Malta's open centres for immigrants are like "giant car parks" where people are left waiting with little effort to help them integrate or acquire skills, according to a representative from the UN refugee agency.

"Last year when we visited Malta, the main problem was detention centres and their appalling conditions... and things have improved. But what we did not expect when we came back after 10 months was the bad situation in open centres," Laurens Jolles, from the UN High Commission for Refugees, said.

"It's not the conditions, as such, but the fact that nothing happens," Mr Jolles told The Sunday Times, stressing that immigrants who lived in open centres needed to be given more emotional support and individual attention to help them integrate into society and build a future.

Mr Jolles, who is the UNHCR's regional representative for Malta, was in Malta on a two-day routine visit during which he visited the Ħal Far open centre and the Church-run Peace Lab that also hosts immigrants.

He said that once people were recognised as being in need of protection, there should be more effort to help them sustain themselves, look at the future and integrate.

"If you compare Ħal Far with smaller centres, like Peace Lab, it's like night and day. Ħal Far is overcrowded, whereas at Peace Lab there are very dedicated people who work with smaller groups of people (immigrants) who they follow closely.

"There you see a genuine interest as the people are followed individually; there is training, English lessons and people's emotional wellbeing is looked after... However, in Ħal Far there are very limited examples of skills-training compared with the number of people there," Mr Jolles said.

"The Ħal Far centre is more like a giant car park. It's like people are being put there, in isolation, and they are waiting for something to happen, that is, that they can leave," he said.

Mr Jolles said, however, that the asylum process in Malta was "doing quite well".

Recent figures issued by the Refugee Commission show that just 232 out of 10,629 applicants were eligible for refugee status between 2002 and 2009.

Another 5,677 were granted subsidiary and 17 temporary humanitarian protection, while 251 withdrew their application, bringing the number of rejections to 4,452.

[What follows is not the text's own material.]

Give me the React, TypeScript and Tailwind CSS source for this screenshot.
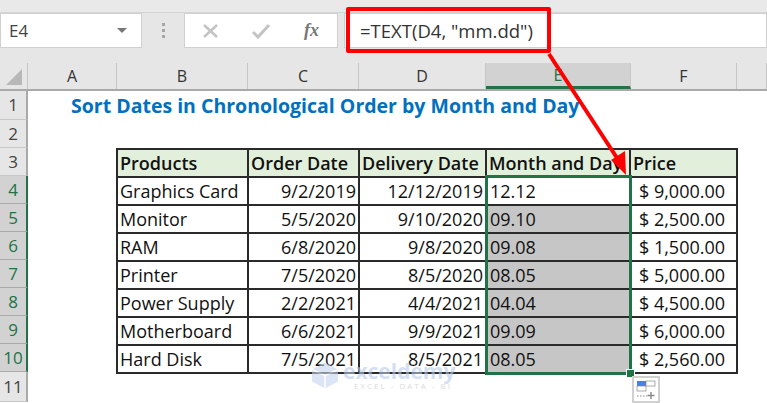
const columns = [
  { label: "A", width: "w-[89px]" },
  { label: "B", width: "w-[131px]" },
  { label: "C", width: "w-[111px]" },
  { label: "D", width: "w-[127px]" },
  { label: "E", width: "w-[145px]" },
  { label: "F", width: "w-[106px]" },
  { label: "", width: "flex-1" },
];

const rows = [
  ["Graphics Card", "9/2/2019", "12/12/2019", "12.12", "$ 9,000.00"],
  ["Monitor", "5/5/2020", "9/10/2020", "09.10", "$ 2,500.00"],
  ["RAM", "6/8/2020", "9/8/2020", "09.08", "$ 1,500.00"],
  ["Printer", "7/5/2020", "8/5/2020", "08.05", "$ 5,000.00"],
  ["Power Supply", "2/2/2021", "4/4/2021", "04.04", "$ 4,500.00"],
  ["Motherboard", "6/6/2021", "9/9/2021", "09.09", "$ 6,000.00"],
  ["Hard Disk", "7/5/2021", "8/5/2021", "08.05", "$ 2,560.00"],
];

const headers = ["Products", "Order Date", "Delivery Date", "Month and Day", "Price"];

function RowHead({ n, active }: { n: number; active?: boolean }) {
  return (
    <div
      className={
        "flex w-[28px] shrink-0 items-center justify-center border-b border-r-2 text-[17px] " +
        (active
          ? "border-b-[#a9a9a9] border-r-[#217346] bg-[#d2d2d2] text-[#217346]"
          : "border-b-[#c6c6c6] border-r-[#a9a9a9] bg-[#e6e6e6] text-[#444]")
      }
    >
      {n}
    </div>
  );
}

export default function App() {
  return (
    <div className="relative h-[403px] w-[767px] overflow-hidden bg-white font-['Open_Sans','Noto_Sans',sans-serif] text-[#111]">
      {/* ribbon edge + formula bar */}
      <div className="h-[13px] border-b border-[#d4d4d4] bg-[#e9e9e9]" />
      <div className="flex h-[50px] items-start bg-[#e6e6e6]">
        <div className="flex h-[35px] w-[142px] items-center justify-between border border-[#d0d0d0] bg-white pl-[8px] pr-[14px] text-[17px] text-[#444]">
          E4
          <span className="h-0 w-0 border-x-[5px] border-t-[5px] border-x-transparent border-t-[#777]" />
        </div>
        <div className="flex h-[35px] w-[42px] flex-col items-center justify-center gap-[3px]">
          <span className="h-[3px] w-[3px] bg-[#a5a5a5]" />
          <span className="h-[3px] w-[3px] bg-[#a5a5a5]" />
          <span className="h-[3px] w-[3px] bg-[#a5a5a5]" />
        </div>
        <div className="flex h-[35px] w-[154px] items-center border border-[#d0d0d0] bg-white">
          <svg width="18" height="16" viewBox="0 0 18 16" className="ml-[17px]">
            <path d="M2 2 L15 14 M15 2 L2 14" stroke="#c4c4c4" strokeWidth="2.6" />
          </svg>
          <svg width="18" height="16" viewBox="0 0 18 16" className="ml-[32px]">
            <path d="M1 9 L6 14 L17 2" stroke="#c4c4c4" strokeWidth="3" fill="none" />
          </svg>
          <span className="ml-[34px] font-['Liberation_Serif',serif] text-[18px] font-bold italic text-[#777]">
            fx
          </span>
        </div>
        <div className="ml-[6px] flex h-[35px] flex-1 items-center border border-[#d0d0d0] bg-white pl-[15px] text-[18.5px] text-[#333]">
          =TEXT(D4, "mm.dd")
        </div>
      </div>

      {/* column headers */}
      <div className="flex h-[28px] border-b-2 border-[#a9a9a9] bg-[#e6e6e6] text-[16px] text-[#333]">
        <div className="relative w-[28px] shrink-0 border-r border-[#c6c6c6]">
          <span className="absolute bottom-[4px] right-[5px] h-0 w-0 border-b-[16px] border-l-[16px] border-b-[#b8b8b8] border-l-transparent" />
        </div>
        {columns.map((c) => (
          <div
            key={c.label || "G"}
            className={
              "flex items-center justify-center border-r border-[#c6c6c6] " +
              c.width +
              (c.label === "E" ? " border-b-[3px] border-b-[#217346] bg-[#d2d2d2] text-[#217346]" : "")
            }
          >
            {c.label}
          </div>
        ))}
      </div>

      {/* row 1 */}
      <div className="flex h-[29px]">
        <RowHead n={1} />
        <div className="flex items-center whitespace-nowrap pl-[43px] text-[19.5px] font-bold text-[#0070c0]">
          Sort Dates in Chronological Order by Month and Day
        </div>
      </div>
      <div className="flex h-[28px]">
        <RowHead n={2} />
      </div>

      {/* row 3: table head */}
      <div className="flex h-[28px]">
        <RowHead n={3} />
        <div className="ml-[88px] grid grid-cols-[131px_111px_127px_144px_105px] border-x-2 border-t-2 border-[#2a2a2a] bg-[#e2efda] text-[18px] font-semibold">
          {headers.map((h, i) => (
            <div
              key={h}
              className={"flex items-center whitespace-nowrap pl-[2px] " + (i < 4 ? "border-r-2 border-[#2a2a2a]" : "")}
            >
              {h}
            </div>
          ))}
        </div>
      </div>

      {/* rows 4-10 */}
      {rows.map((r, i) => (
        <div key={r[0]} className="flex h-[28px]">
          <RowHead n={i + 4} active />
          <div className="ml-[88px] grid grid-cols-[131px_111px_127px_144px_105px] border-x-2 border-t-2 border-[#2a2a2a] text-[18px]">
            <div className="flex items-center border-r-2 border-[#2a2a2a] pl-[2px]">{r[0]}</div>
            <div className="flex items-center justify-end border-r-2 border-[#2a2a2a] pr-[2px]">{r[1]}</div>
            <div className="flex items-center justify-end border-r-2 border-[#2a2a2a] pr-[2px]">{r[2]}</div>
            <div
              className={
                "flex items-center border-r-2 border-[#2a2a2a] pl-[3px] " + (i > 0 ? "bg-[#c6c6c6]" : "")
              }
            >
              {r[3]}
            </div>
            <div className="flex items-center justify-center pr-[3px]">{r[4]}</div>
          </div>
        </div>
      ))}

      {/* row 11 */}
      <div className="flex h-[30px]">
        <RowHead n={11} />
        <div className="ml-[88px] h-0 w-[622px] border-t-2 border-[#2a2a2a]" />
      </div>

      {/* watermark */}
      <div className="pointer-events-none absolute left-[311px] top-[361px] flex items-start gap-[4px] opacity-60">
        <svg width="28" height="29" viewBox="0 0 28 28">
          <path d="M14 1 L27 8 V20 L14 27 L1 20 V8 Z" fill="#c5d5ef" />
          <path d="M14 14 L27 8 M14 14 L1 8 M14 14 V27" stroke="#fff" strokeWidth="1.5" />
        </svg>
        <div className="flex flex-col leading-none text-[#b8cbea]">
          <span className="text-[21px] font-bold leading-[20px]">exceldemy</span>
          <span className="pl-[11px] pt-[1px] text-[8px] tracking-[2px] text-[#c4c4c4]">EXCEL - DATA - BI</span>
        </div>
      </div>

      {/* selection */}
      <div className="pointer-events-none absolute left-[485px] top-[175px] h-[200px] w-[147px] border-[3px] border-[#217346]" />
      <div className="absolute left-[626px] top-[369px] h-[9px] w-[9px] border border-white bg-[#217346]" />

      {/* quick analysis button */}
      <div className="absolute left-[632px] top-[376px] flex h-[27px] w-[28px] items-center justify-center border-2 border-[#d0d0d0] bg-white">
        <svg width="20" height="20" viewBox="0 0 20 20">
          <rect x="1" y="1" width="9" height="5" fill="#4a7ee8" />
          <rect x="1" y="6" width="9" height="5" fill="#fff" stroke="#888" strokeWidth="0.7" />
          <rect x="10" y="1" width="9" height="5" fill="#fff" stroke="#888" strokeWidth="0.7" />
          <path d="M1 16 H11" stroke="#888" strokeDasharray="1.5 1.5" />
          <path d="M15 12 V19 M11.5 15.5 H18.5" stroke="#888" strokeWidth="1.4" />
        </svg>
      </div>

      {/* red callout */}
      <div className="pointer-events-none absolute left-[346px] top-[7px] h-[46px] w-[205px] rounded-[2px] border-[4px] border-[#fe0000]" />
      <svg className="pointer-events-none absolute left-0 top-0" width="767" height="403">
        <path d="M549 54 L619 161" stroke="#fe0000" strokeWidth="4" />
        <path d="M626 175 L611 160 L625 151 Z" fill="#fe0000" />
      </svg>
    </div>
  );
}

Mr Jolles pointed out that repatriation initiatives meant that other countries were helping Malta deal with the immigration burden.

"I really hope that, especially with the departure of a not insignificant group of people from Malta, in parallel with this we will also see some improvements in the reception, accommodation and integration of refugees," he said.

Speaking about the actual living conditions in Malta's open centres, he said there was room for great improvement.

Last August, migrants at the Ħal Far open centre, situated in a converted aircraft hangar, protested against the lack of adequate sanitary facilities for the more than 400 residents in a peaceful protest.

The protest ended five hours later after a lengthy meeting between migrants' representatives and the director of the Organisation for the Integration and Welfare of Asylum Seekers, Alex Tortell.